I was just reminiscing about the changes in prices in the industry the other day. I can remember back to a time in the mid-90s when I paid $19.95 a month to AOL, something a little less than $30 for my landline from Verizon, and around $50 for a cable package that included some movie channels. That was the whole triple play for $100 per month.

But today the cost of telecom products is much higher and has grown much faster than inflation. We now have households where most of the family pays at least $50 each for a cellular line (not including the cost of the phone). While there are still some inexpensive DSL plans available in some places, it costs at least $50 per month to get a decent data speed. And the big cable companies all report the average revenue from all of their cable plans is more than $70 per month. Only about half of households still have landlines and those can vary anywhere from $20 to $40 per month. And the costs don’t stop there. Most people are paying for settop boxes and cable modems, the prices on both have crept up to $7 – $8 each. And all ISPs now have a range of ‘fees’ that many people assume are taxes but which go straight into the ISP’s pockets.

And then there are the new services that weren’t around in 1995: a lot of houses now pay for Netflix and possibly for music services like Spotify, people must now buy cellphones that are generally obsolete every two years, and on top of those prices the carriers want to tack on handset insurance and other fees to cellular bills. Finally, there are data overages. Today that mostly affects cellphone users but, as seen by the rash of complaints against Comcast, is likely to start affecting landline data bills as well.

While it’s possible to work hard and find bundles to try to hold these costs down, without bundles these equate to telecom bills north of $300 per month. And even those that bundle would have a hard time buying these all of these things for under $200 per month.

So it’s not hard understand why households find they can’t afford all of these things. It’s hard to imagine any household that wants to partake in modern services like Netflix being satisfied with only cellular data and its tiny caps. But if you are on a budget something has to give and it’s pretty easy to understand that somebody is going to value a smartphone over a home Internet connection if you can only afford to buy one of them.
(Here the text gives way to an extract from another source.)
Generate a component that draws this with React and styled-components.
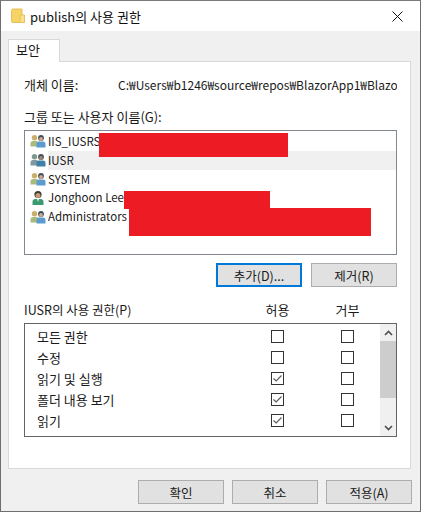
import React from 'react'
import styled, { createGlobalStyle } from 'styled-components'

const Global = createGlobalStyle`
  html, body { margin: 0; padding: 0; background: #f0f0f0; }
  * { box-sizing: border-box; }
  body {
    font-family: "Noto Sans CJK KR", sans-serif;
    font-size: 13px;
    color: #1a1a1a;
  }
`

const Window = styled.div`
  width: 421px;
  height: 512px;
  display: flex;
  flex-direction: column;
  background: #f0f0f0;
  border: 1px solid #6e6e6e;
  border-top-color: #7a7a7a;
  overflow: hidden;
`

const TitleBar = styled.div`
  height: 30px;
  flex: none;
  background: #fff;
  display: flex;
  align-items: center;
  padding-left: 10px;
  gap: 5px;
`

const TitleText = styled.div`
  flex: 1;
  font-size: 13px;
  color: #111;
`

const CloseButton = styled.div`
  width: 46px;
  height: 30px;
  display: flex;
  align-items: center;
  justify-content: center;
`

const Body = styled.div`
  flex: 1;
  display: flex;
  flex-direction: column;
  padding: 8px 9px 7px 7px;
`

const Tab = styled.div`
  width: 52px;
  height: 23px;
  margin-bottom: -1px;
  background: #fff;
  border: 1px solid #d9d9d9;
  border-bottom: none;
  padding-left: 7px;
  line-height: 20px;
  position: relative;
  z-index: 1;
`

const Panel = styled.div`
  height: 408px;
  background: #fff;
  border: 1px solid #d9d9d9;
  padding: 0 13px 0 15px;
  display: flex;
  flex-direction: column;
`

const ObjectRow = styled.div`
  height: 18px;
  margin-top: 13px;
  display: flex;
  align-items: center;
`

const ObjectLabel = styled.div`
  width: 94px;
  flex: none;
`

const ObjectPath = styled.div`
  flex: 1;
  overflow: hidden;
  white-space: nowrap;
  font-size: 12px;
`

const SectionLabel = styled.div`
  height: 18px;
  line-height: 18px;
  margin-top: 15px;
`

const UserList = styled.div`
  position: relative;
  height: 125px;
  margin-top: 4px;
  border: 1px solid #828790;
  padding-top: 1px;
`

const UserRow = styled.div`
  height: 18.8px;
  display: flex;
  align-items: center;
  padding-left: 5px;
  gap: 2px;
`

const UserName = styled.div`
  flex: 1;
  height: 100%;
  line-height: 18px;
  font-size: 11.5px;
  background: ${({ $selected }) => ($selected ? '#f0f0f0' : 'transparent')};
`

// 이름을 가린 빨간 칠
const Redaction = styled.div`
  position: absolute;
  background: #ed1c24;
  left: ${({ $x }) => $x}px;
  top: ${({ $y }) => $y}px;
  width: ${({ $w }) => $w}px;
  height: ${({ $h }) => $h}px;
`

const ButtonRow = styled.div`
  display: flex;
  justify-content: flex-end;
  gap: ${({ $gap }) => $gap}px;
  margin-top: ${({ $top }) => $top}px;
  margin-right: ${({ $right }) => $right || 0}px;
`

const Button = styled.div`
  width: 86px;
  height: 24px;
  background: #e1e1e1;
  font-size: 12.5px;
  border: ${({ $focused }) => ($focused ? '2px solid #0078d7' : '1px solid #adadad')};
  display: flex;
  align-items: center;
  justify-content: center;
`

const PermHeader = styled.div`
  display: grid;
  grid-template-columns: 247px 13px 57px 13px;
  height: 18px;
  line-height: 18px;
  margin-top: 14px;
`

const PermTitle = styled.div`
  font-size: 12.5px;
`

const HeaderCell = styled.div`
  display: flex;
  justify-content: center;
  white-space: nowrap;
`

const PermBox = styled.div`
  height: 114px;
  margin-top: 4px;
  border: 1px solid #646464;
  display: flex;
`

const PermRows = styled.div`
  flex: 1;
  padding: 2px 0 0 12px;
`

const PermRow = styled.div`
  display: grid;
  grid-template-columns: 234px 13px 57px 13px;
  height: 21px;
  align-items: center;
`

const CheckBox = styled.div`
  grid-column: ${({ $col }) => $col};
  width: 13px;
  height: 13px;
  border: 1px solid #333;
  background: #fff;
  display: flex;
`

const ScrollBar = styled.div`
  width: 16px;
  flex: none;
  background: #f0f0f0;
  display: flex;
  flex-direction: column;
`

const ScrollArrow = styled.div`
  height: 17px;
  flex: none;
  display: flex;
  align-items: center;
  justify-content: center;
`

const ScrollTrack = styled.div`
  flex: 1;
`

const ScrollThumb = styled.div`
  height: 57px;
  background: #cdcdcd;
`

const Folder = () => (
  <svg width="14" height="16" viewBox="0 0 14 16">
    <path d="M0.5 2.5 Q0.5 1 2 1 H8 L11 1 V14.5 H1.5 Q0.5 14.5 0.5 13.5 Z" fill="#f6d365" stroke="#e6c05a" />
    <path d="M9 14.5 V7 H13.5 V14.5 Z" fill="#fbe08c" stroke="#e6c05a" />
  </svg>
)

const CloseIcon = () => (
  <svg width="11" height="11" viewBox="0 0 11 11">
    <path d="M0.5 0.5 L10.5 10.5 M10.5 0.5 L0.5 10.5" stroke="#111" strokeWidth="1" />
  </svg>
)

const GroupIcon = ({ muted }) => (
  <svg width="16" height="16" viewBox="0 0 16 16">
    <circle cx="4.5" cy="4.8" r="2.7" fill={muted ? '#7f9a8c' : '#c9b06a'} />
    <path d="M0.5 13.5 V10.5 Q0.5 8 3 8 H6 Q8.5 8 8.5 10.5 V13.5 Z" fill={muted ? '#7c9aa0' : '#a9bb7c'} />
    <circle cx="11" cy="5" r="2.9" fill="#3d4f5c" />
    <circle cx="11" cy="6" r="1.9" fill={muted ? '#a8886e' : '#d7a888'} />
    <path d="M6.5 14.5 V11 Q6.5 8.5 9 8.5 H13 Q15.5 8.5 15.5 11 V14.5 Z" fill={muted ? '#3f7fa8' : '#5b9bd0'} />
  </svg>
)

const UserIcon = () => (
  <svg width="16" height="16" viewBox="0 0 16 16">
    <circle cx="8" cy="4.5" r="3.6" fill="#3a3a30" />
    <circle cx="8" cy="5.6" r="2.5" fill="#c99a78" />
    <path d="M2.5 15 V12 Q2.5 9 5.5 9 H10.5 Q13.5 9 13.5 12 V15 Z" fill="#3c9a70" />
    <path d="M7 9 H9 L8 12 Z" fill="#dff0e6" />
  </svg>
)

const Check = () => (
  <svg width="11" height="11" viewBox="0 0 11 11">
    <path d="M1.5 5.5 L4.2 8 L9.5 2.5" fill="none" stroke="#5a5a5a" strokeWidth="1.1" />
  </svg>
)

const Chevron = ({ down }) => (
  <svg width="9" height="6" viewBox="0 0 9 6">
    <path d={down ? 'M1 1 L4.5 4.5 L8 1' : 'M1 5 L4.5 1.5 L8 5'} fill="none" stroke="#505050" strokeWidth="1.7" />
  </svg>
)

const users = [
  { name: 'IIS_IUSRS', icon: <GroupIcon /> },
  { name: 'IUSR', icon: <GroupIcon muted />, selected: true },
  { name: 'SYSTEM', icon: <GroupIcon /> },
  { name: 'Jonghoon Lee', icon: <UserIcon /> },
  { name: 'Administrators', icon: <GroupIcon /> },
]

const redactions = [
  { x: 74, y: 2, w: 189, h: 24 },
  { x: 99, y: 60, w: 146, h: 18 },
  { x: 104, y: 77, w: 242, h: 28 },
]

const perms = [
  { name: '모든 권한', allow: false },
  { name: '수정', allow: false },
  { name: '읽기 및 실행', allow: true },
  { name: '폴더 내용 보기', allow: true },
  { name: '읽기', allow: true },
]

const App = () => (
  <Window>
    <Global />
    <TitleBar>
      <Folder />
      <TitleText>publish의 사용 권한</TitleText>
      <CloseButton><CloseIcon /></CloseButton>
    </TitleBar>
    <Body>
      <Tab>보안</Tab>
      <Panel>
        <ObjectRow>
          <ObjectLabel>개체 이름:</ObjectLabel>
          <ObjectPath>C:₩Users₩b1246₩source₩repos₩BlazorApp1₩BlazorApp1₩bin₩publish</ObjectPath>
        </ObjectRow>
        <SectionLabel>그룹 또는 사용자 이름(G):</SectionLabel>
        <UserList>
          {users.map((u) => (
            <UserRow key={u.name}>
              {u.icon}
              <UserName $selected={u.selected}>{u.name}</UserName>
            </UserRow>
          ))}
          {redactions.map((r) => (
            <Redaction key={r.x} $x={r.x} $y={r.y} $w={r.w} $h={r.h} />
          ))}
        </UserList>
        <ButtonRow $gap={9} $top={8}>
          <Button $focused>추가(D)...</Button>
          <Button>제거(R)</Button>
        </ButtonRow>
        <PermHeader>
          <PermTitle>IUSR의 사용 권한(P)</PermTitle>
          <HeaderCell>허용</HeaderCell>
          <div />
          <HeaderCell>거부</HeaderCell>
        </PermHeader>
        <PermBox>
          <PermRows>
            {perms.map((p) => (
              <PermRow key={p.name}>
                <div>{p.name}</div>
                <CheckBox $col={2}>{p.allow && <Check />}</CheckBox>
                <CheckBox $col={4} />
              </PermRow>
            ))}
          </PermRows>
          <ScrollBar>
            <ScrollArrow><Chevron /></ScrollArrow>
            <ScrollThumb />
            <ScrollTrack />
            <ScrollArrow><Chevron down /></ScrollArrow>
          </ScrollBar>
        </PermBox>
      </Panel>
      <ButtonRow $gap={8} $top={11} $right={-1}>
        <Button>확인</Button>
        <Button>취소</Button>
        <Button>적용(A)</Button>
      </ButtonRow>
    </Body>
  </Window>
)

export default App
When you consider that the ISPs all intend to start increasing the cost of broadband annually like they have always done with cable then one can expect this situation to get worse over time. This means there will be a whole new digital divide defined strictly by income. People will want the products in the market but will be unable to afford them.

One reply on “The Birth of a New Digital Divide”

“When you consider that the ISPs all intend to start increasing the cost of broadband annually like they have always done with cable then one can expect this situation to get worse over time. This means there will be a whole new digital divide defined strictly by income. People will want the products in the market but will be unable to afford them.”

It’s another form of market failure that is so widespread in Internet telecom. We have willing buyers but they cannot get together with sellers on mutually agreeable terms. There are also plenty willing buyers who can’t get landline Internet service at any price because none is available to them.